From: [EMAIL PROTECTED] [mailto:[EMAIL PROTECTED]]

> If you are a commiter - you have the same rights with all 
> other commiters.
> If you don't want to exercise some rights - it's your choice. 

But it's not just about exercising rights, it's also about
granting rights.

At the moment, you cannot grant someone one right (commit access)
without also granting them additional rights (voting etc).

Some people (myself included) would claim that the "condition of
entry" for those rights, are not equal.

In that case, where do you set the bar? At the bottom or the top?
It seems that that is where this discussion really came from.

Pier set it at the top (the code might be good, but he wasn't 
going to grant someone full committer rights based solely on that),
while you set it closer to the bottom (the code deserved commit 
access, and that implies the other rights).
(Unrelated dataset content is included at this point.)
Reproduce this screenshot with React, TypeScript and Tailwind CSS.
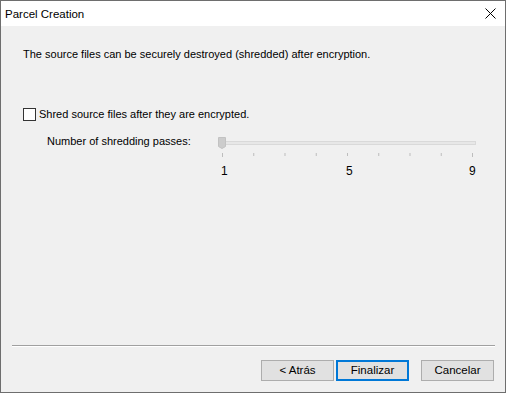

Personally I'm -0 on this.

I don't think commit access should be so widely given out, because
I think that the developer communities should be larger than the
set of committers.
The voting rules allow for the casting of non-binding votes, but 
they tend not to be used much.
It's fairly easy for non-committers to submit patches, but that puts
a responsibility onto the committers to apply them in a timely fashion.

I'm not a committer on any (sub)project, but I don't think that should
stop me participating and expressing non-binding opinions.

The community is open to non-committers, and you/we should be encouraging
that. Why the rush to vote people in?
There's a number of things that the committer status gives - which ones
are being targeted?

If all you're trying to do is avoid having to apply their patches for 
them, then that's a different discussion (i.e. How do you improve the 
patch-submit-apply process).

If you think that he project needs to include the opinions/ideas of more
people, then listen to the non-binding votes.

I would think that making someone a committer is done in the anticipation
that they will become a core member of the tomcat & Jakarta communities.
The commit/voting rights are just a side effect of that.